[START]

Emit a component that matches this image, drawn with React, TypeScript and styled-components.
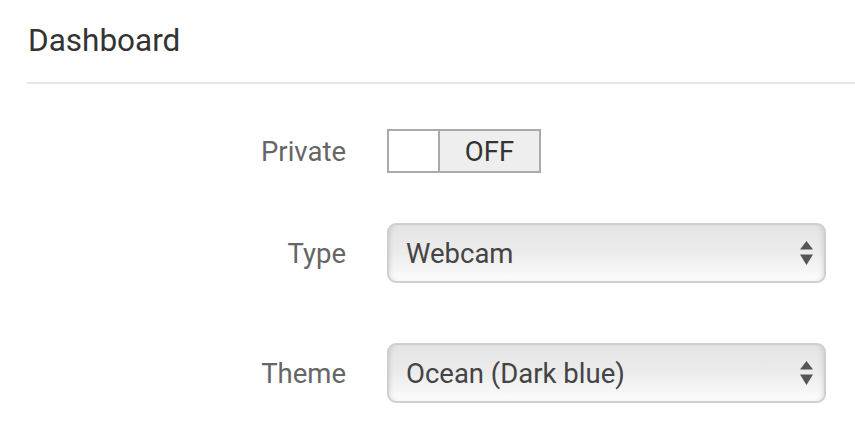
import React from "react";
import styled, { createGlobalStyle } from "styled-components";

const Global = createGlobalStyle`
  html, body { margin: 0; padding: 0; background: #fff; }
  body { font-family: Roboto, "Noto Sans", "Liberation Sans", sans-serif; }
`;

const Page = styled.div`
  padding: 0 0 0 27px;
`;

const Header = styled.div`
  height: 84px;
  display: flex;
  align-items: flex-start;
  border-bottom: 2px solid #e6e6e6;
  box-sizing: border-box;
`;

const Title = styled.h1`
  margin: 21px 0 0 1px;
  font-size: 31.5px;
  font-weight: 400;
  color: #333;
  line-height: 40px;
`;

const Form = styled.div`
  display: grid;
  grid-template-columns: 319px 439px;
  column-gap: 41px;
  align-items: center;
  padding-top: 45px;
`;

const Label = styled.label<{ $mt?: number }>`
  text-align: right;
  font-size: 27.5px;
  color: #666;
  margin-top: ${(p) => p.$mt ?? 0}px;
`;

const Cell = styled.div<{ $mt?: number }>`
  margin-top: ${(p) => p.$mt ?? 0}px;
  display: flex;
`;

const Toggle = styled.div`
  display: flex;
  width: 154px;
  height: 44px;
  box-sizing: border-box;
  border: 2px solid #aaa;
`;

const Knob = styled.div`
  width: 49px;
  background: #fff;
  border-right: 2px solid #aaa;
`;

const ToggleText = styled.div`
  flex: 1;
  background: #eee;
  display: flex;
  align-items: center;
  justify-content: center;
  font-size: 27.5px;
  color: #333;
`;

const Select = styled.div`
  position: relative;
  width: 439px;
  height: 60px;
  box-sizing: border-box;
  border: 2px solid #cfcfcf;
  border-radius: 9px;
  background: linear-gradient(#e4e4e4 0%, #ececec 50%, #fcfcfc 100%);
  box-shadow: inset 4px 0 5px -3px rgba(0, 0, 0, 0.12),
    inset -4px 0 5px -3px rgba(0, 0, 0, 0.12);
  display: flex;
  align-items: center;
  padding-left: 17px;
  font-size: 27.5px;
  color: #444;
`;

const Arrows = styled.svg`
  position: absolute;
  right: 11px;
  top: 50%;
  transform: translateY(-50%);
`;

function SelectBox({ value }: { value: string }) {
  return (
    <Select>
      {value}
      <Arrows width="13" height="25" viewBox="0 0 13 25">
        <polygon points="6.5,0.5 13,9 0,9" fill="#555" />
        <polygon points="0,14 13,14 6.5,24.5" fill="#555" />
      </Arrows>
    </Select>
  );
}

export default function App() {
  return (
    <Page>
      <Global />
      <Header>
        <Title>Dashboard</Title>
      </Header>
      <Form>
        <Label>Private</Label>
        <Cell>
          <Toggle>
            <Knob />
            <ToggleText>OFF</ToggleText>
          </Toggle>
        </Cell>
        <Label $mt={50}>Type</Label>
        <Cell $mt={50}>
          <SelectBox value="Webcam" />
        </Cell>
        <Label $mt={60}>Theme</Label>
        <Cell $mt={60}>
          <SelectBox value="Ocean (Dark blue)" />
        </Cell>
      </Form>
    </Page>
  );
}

[END]

REQUIREMENTS:
All of the data above should be transcribed verbatim, with pictures omitted.

WORKED ANSWER:
Emit a component that matches this image, drawn with React, TypeScript and styled-components.
import React from "react";
import styled, { createGlobalStyle } from "styled-components";

const Global = createGlobalStyle`
  html, body { margin: 0; padding: 0; background: #fff; }
  body { font-family: Roboto, "Noto Sans", "Liberation Sans", sans-serif; }
`;

const Page = styled.div`
  padding: 0 0 0 27px;
`;

const Header = styled.div`
  height: 84px;
  display: flex;
  align-items: flex-start;
  border-bottom: 2px solid #e6e6e6;
  box-sizing: border-box;
`;

const Title = styled.h1`
  margin: 21px 0 0 1px;
  font-size: 31.5px;
  font-weight: 400;
  color: #333;
  line-height: 40px;
`;

const Form = styled.div`
  display: grid;
  grid-template-columns: 319px 439px;
  column-gap: 41px;
  align-items: center;
  padding-top: 45px;
`;

const Label = styled.label<{ $mt?: number }>`
  text-align: right;
  font-size: 27.5px;
  color: #666;
  margin-top: ${(p) => p.$mt ?? 0}px;
`;

const Cell = styled.div<{ $mt?: number }>`
  margin-top: ${(p) => p.$mt ?? 0}px;
  display: flex;
`;

const Toggle = styled.div`
  display: flex;
  width: 154px;
  height: 44px;
  box-sizing: border-box;
  border: 2px solid #aaa;
`;

const Knob = styled.div`
  width: 49px;
  background: #fff;
  border-right: 2px solid #aaa;
`;

const ToggleText = styled.div`
  flex: 1;
  background: #eee;
  display: flex;
  align-items: center;
  justify-content: center;
  font-size: 27.5px;
  color: #333;
`;

const Select = styled.div`
  position: relative;
  width: 439px;
  height: 60px;
  box-sizing: border-box;
  border: 2px solid #cfcfcf;
  border-radius: 9px;
  background: linear-gradient(#e4e4e4 0%, #ececec 50%, #fcfcfc 100%);
  box-shadow: inset 4px 0 5px -3px rgba(0, 0, 0, 0.12),
    inset -4px 0 5px -3px rgba(0, 0, 0, 0.12);
  display: flex;
  align-items: center;
  padding-left: 17px;
  font-size: 27.5px;
  color: #444;
`;

const Arrows = styled.svg`
  position: absolute;
  right: 11px;
  top: 50%;
  transform: translateY(-50%);
`;

function SelectBox({ value }: { value: string }) {
  return (
    <Select>
      {value}
      <Arrows width="13" height="25" viewBox="0 0 13 25">
        <polygon points="6.5,0.5 13,9 0,9" fill="#555" />
        <polygon points="0,14 13,14 6.5,24.5" fill="#555" />
      </Arrows>
    </Select>
  );
}

export default function App() {
  return (
    <Page>
      <Global />
      <Header>
        <Title>Dashboard</Title>
      </Header>
      <Form>
        <Label>Private</Label>
        <Cell>
          <Toggle>
            <Knob />
            <ToggleText>OFF</ToggleText>
          </Toggle>
        </Cell>
        <Label $mt={50}>Type</Label>
        <Cell $mt={50}>
          <SelectBox value="Webcam" />
        </Cell>
        <Label $mt={60}>Theme</Label>
        <Cell $mt={60}>
          <SelectBox value="Ocean (Dark blue)" />
        </Cell>
      </Form>
    </Page>
  );
}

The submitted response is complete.